Now I want to extend this some more. I have some test data which I do want to compare within the same plot. My intention is to plot some boxplots “on top” of each other. More detailed, I have the same y-axis and identical categories on the x-axis. But I have different data series which differ in the input parameters and hence have different values.

I came so long as to produce three or four different boxplots as you described but I’d like to show them simultaneously.

If the data would not cross each other one could play (I guess quite a lot!) to stack the boxes on top of each other, always having some invisible spacers in between. But since my boxes would overlap, I think this will not work.

Any ideas? Highly appreciated!

Couldn’t you plot pairs side by side?

Hej!

Thanks for replying!

No, I’d not want to do this, but I was thinking the same. Reason for not doing like this is it is not as obvious which series belong together and hence may confuse the reader. Additionally, I connect the mean values with lines, just as you showed above. And this would not work as good anymore if they are next to each other.

I was thinking of leaving out the boxes and just working with the whiskers. The I would create line plots only which can be stacked.

One could of course also “draw” the boxes with lines, a rather complicated way of creating a boxplot though.

Let’s see, if I find a way. Or if I need it at all.

Here’s a few examples of comparative box plots.

I generated some data, with two main groups (Alpha and Beta), each with two subgroups (One and Two). I can plot the data like this, paired by Alpha and Beta:

or like this, paired by One and Two:

Using the two first rows of the data set (Alpha. Beta and One, Two, One, Two) gives me the two-level axis labels that may help clarify the grouping.

If desired, you can insert a column between the main groups, like this:

or this:

You need a space (not a blank) in cell E21 to make the chart axis labels come out right.

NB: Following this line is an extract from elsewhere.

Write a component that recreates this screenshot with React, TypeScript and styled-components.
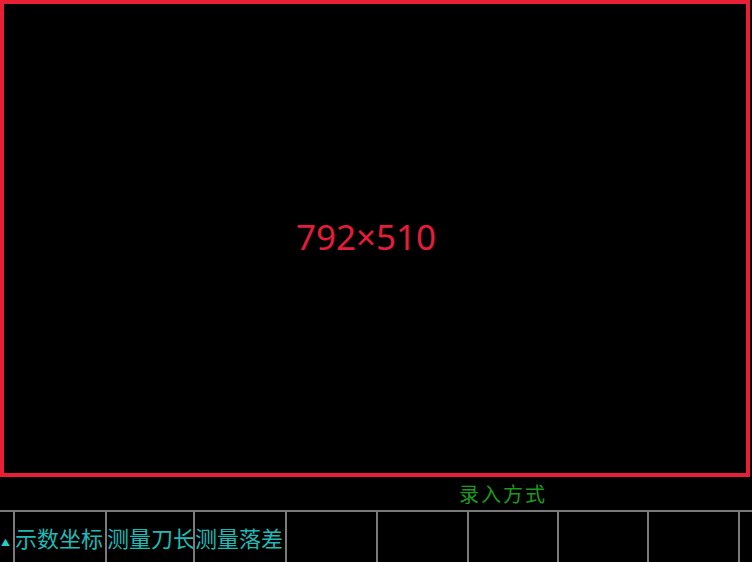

In my software product Peltier Tech Charts for Excel 3.0, Advanced Edition, there is an option to create a Grouped Box Plot, which creates a box plot, grouped by category with categories separated by a space, and color coded by subcategory:

What an excellent post, thank you so much! I have one question: I did the vertical version of this so I could add in a second marker — one for the median — and use the horizontal line. I added it in the same way the mean is added in. I want the horizontal line marker to extend across the entire width of each bar though, and the only way I can get it to do that is by increasing the size of the marker, which unfortunately transforms it from a horizontal line into a rectangle, which isn’t what I want. Is there a way to “stretch” the horizontal line marker so it takes up more area without growing vertically as well?

Jon –

In my charts, the median is represented by the line separating the two boxes, and an additional set of markers represents the mean. That horizontal tick-mark-style marker is in fact a rectangle.

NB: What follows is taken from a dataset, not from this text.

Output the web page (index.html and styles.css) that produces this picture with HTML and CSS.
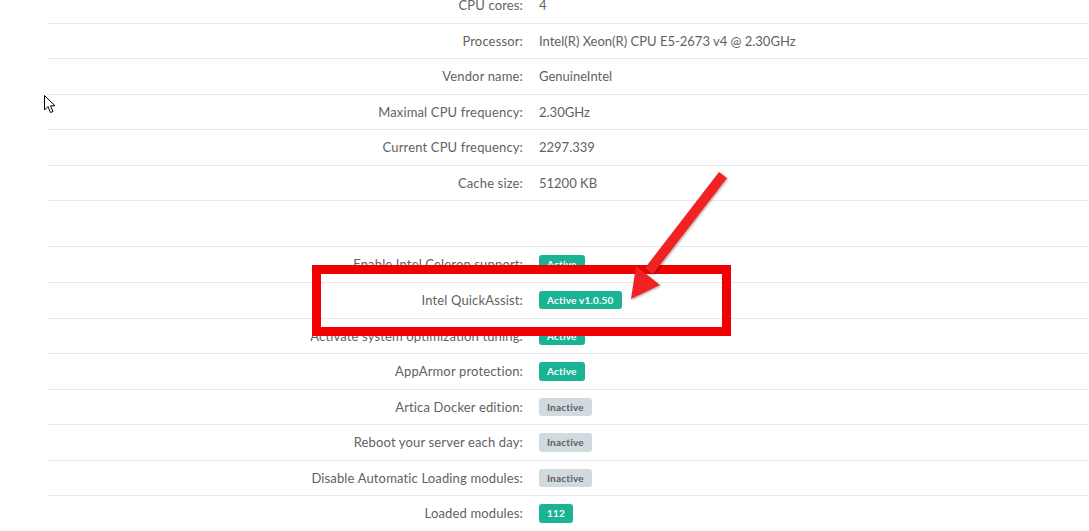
FILE: index.html
```html
<!DOCTYPE html>
<html lang="en">
<head>
  <meta charset="UTF-8">
  <title>System information</title>
  <link rel="stylesheet" href="styles.css">
</head>
<body>
  <div class="wrapper">
    <table class="info-table">
      <tr><td class="lbl">CPU cores:</td><td>4</td></tr>
      <tr><td class="lbl">Processor:</td><td>Intel(R) Xeon(R) CPU E5-2673 v4 @ 2.30GHz</td></tr>
      <tr><td class="lbl">Vendor name:</td><td>GenuineIntel</td></tr>
      <tr><td class="lbl">Maximal CPU frequency:</td><td>2.30GHz</td></tr>
      <tr><td class="lbl">Current CPU frequency:</td><td>2297.339</td></tr>
      <tr><td class="lbl">Cache size:</td><td>51200 KB</td></tr>
      <tr class="blank"><td class="lbl"></td><td></td></tr>
      <tr><td class="lbl">Enable Intel Celeron support:</td><td><span class="badge on">Active</span></td></tr>
      <tr><td class="lbl">Intel QuickAssist:</td><td><span class="badge on">Active v1.0.50</span></td></tr>
      <tr><td class="lbl">Activate system optimization tuning:</td><td><span class="badge on">Active</span></td></tr>
      <tr><td class="lbl">AppArmor protection:</td><td><span class="badge on">Active</span></td></tr>
      <tr><td class="lbl">Artica Docker edition:</td><td><span class="badge off">Inactive</span></td></tr>
      <tr><td class="lbl">Reboot your server each day:</td><td><span class="badge off">Inactive</span></td></tr>
      <tr><td class="lbl">Disable Automatic Loading modules:</td><td><span class="badge off">Inactive</span></td></tr>
      <tr><td class="lbl">Loaded modules:</td><td><span class="badge on">112</span></td></tr>
    </table>
  </div>

  <!-- annotation overlays -->
  <div class="mark-box"></div>
  <svg class="mark-arrow" width="1089" height="531" viewBox="0 0 1089 531">
    <defs>
      <filter id="sh" x="-20%" y="-20%" width="140%" height="140%">
        <feDropShadow dx="1" dy="1" stdDeviation="1.2" flood-color="#000" flood-opacity="0.35"/>
      </filter>
    </defs>
    <g filter="url(#sh)" fill="#f02424">
      <polygon points="719,172 727,178 653,274 645,268"/>
      <polygon points="631,299 636,266 660,285"/>
    </g>
  </svg>
  <svg class="cursor" width="14" height="20" viewBox="0 0 14 20">
    <path d="M0.5 0.5 L0.5 15 L4 11.5 L6.5 17.5 L9 16.5 L6.5 10.8 L11 10.8 Z" fill="#fff" stroke="#000" stroke-width="1"/>
  </svg>
</body>
</html>
```
FILE: styles.css
```css
body {
  margin: 0;
  font-family: Lato, "Open Sans", Arial, sans-serif;
  font-size: 13px;
  color: #5f6264;
  background: #fff;
  overflow: hidden;
}
.wrapper {
  padding-left: 47px;
  margin-top: -12px;
}
.info-table {
  width: 1100px;
  border-collapse: collapse;
}
.info-table td {
  padding: 8px;
  line-height: 18.57px;
  border-bottom: 1px solid #e7eaec;
  vertical-align: middle;
}
.info-table td.lbl {
  width: 468px;
  text-align: right;
  letter-spacing: 0.15px;
}
.info-table tr.blank td {
  height: 29px;
}
.badge {
  display: inline-block;
  font-size: 10px;
  font-weight: 700;
  line-height: 12.5px;
  padding: 3px 8px;
  border-radius: 3px;
  letter-spacing: 0.2px;
  vertical-align: top;
}
.badge.on {
  background: #1ab394;
  color: #fff;
}
.badge.off {
  background: #d1dade;
  color: #5e5e5e;
}
.mark-box {
  position: absolute;
  left: 312px;
  top: 265px;
  width: 401px;
  height: 53px;
  border: 9px solid #f00000;
}
.mark-arrow {
  position: absolute;
  left: 0;
  top: 0;
}
.cursor {
  position: absolute;
  left: 44px;
  top: 95px;
}
```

In an older version of my utility I used an XY Scatter series for the median, with a hidden marker but a horizontal error bar with the length I needed to span the bar. But this wasn’t as elegant as the border of the boxes.

Thanks for the quick reply! I guess I didn’t give you my whole thought process, but basically I want to be able to say “the thick horizontal bar is the median” somewhere in the text pertaining to this graph. If I can’t differentiate the thickness of the borders of the boxes depending on what side they’re on (to make the median border thicker) then this doesn’t really work. I know it’s a really small nitpicky thing, but that’s just how my personality is, and I figured it couldn’t hurt to ask if you knew an easy way to make this happen.

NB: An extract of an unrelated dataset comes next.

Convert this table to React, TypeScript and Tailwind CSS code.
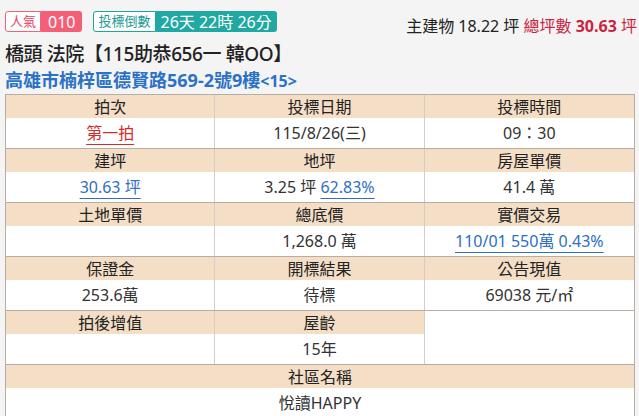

How about “The median is the line between the two boxes”?

In fact, the reason I used an error bar is that in Excel 2003, the line between the two boxes was twice as thick, because Excel didn’t overlap the edges of the boxes; instead you saw the two box outlines side by side. I hated that appearance. Since Excel 2007 the line between stacked boxes looks like a single line, and believe me, it looks cleaner.

Yeah, that statement works, I’m just so used to referring to (and seeing others refer to) the median as “the thick horizontal line” that that’s what I defaulted to. I also thought it would make that particular border stand out slightly more relative to all the other boxs’ borders if there were a way to do this. Anyway, thanks for your responses!

Hi Jon,

Thanks for this post, I refer to it all the time (it’s saved in my favourites!) In my latest iteration I am making horizontal box plots and I want to add a target line, ideally a dashed line. Scrolling through the comments I saw your suggestion to use the wide dash marker options but unfortunately they don’t rotate for horizontal! Any suggestions on how to solve that one?

Thanks.

Sorry Jon, one further question: I can’t get the mean to plot correctly when I am making a single horizontal box plot, any ideas on where I might be going wrong?

Deborah –

Does it work if you make a multiple horizontal boxplot, or any vertical one?

Are all series on the intended axis (primary vs secondary)?

Hi Jon, it works fine with multiple horizontal box plots, just the single one was an issue. It was due to the way excel was reading the data – got around it by adding multiple means and then deleting the ones I didn’t want which left the one I did want in the right place. Not an elegant solution but functional! Any thoughts on target lines for horizontal box plots? I have partially resolved it by using an image of a dashed line as the marker, but I can’t re-size it so it is a bit limited.

Thanks, Deborah

Deborah –

You can make a target line by adding another XY series, like you did with the mean, and adding a vertical error bar while hiding its marker. I’ve described how to do this for horizontal bullet charts (another tweaked horizontal bar chart).

Go to Bullet Charts in Excel and scroll down to “Single Horizontal Bullet”.

Dear Jon,

Thank you very much for this tutorial. It helped me a lot!

I’m wondering if you could help me extend this concept more. I’d like to produce a graph to compare a treatment group to a control group, with time being on the X-axis. So the side by side graphs does not work for me. Thanks very much!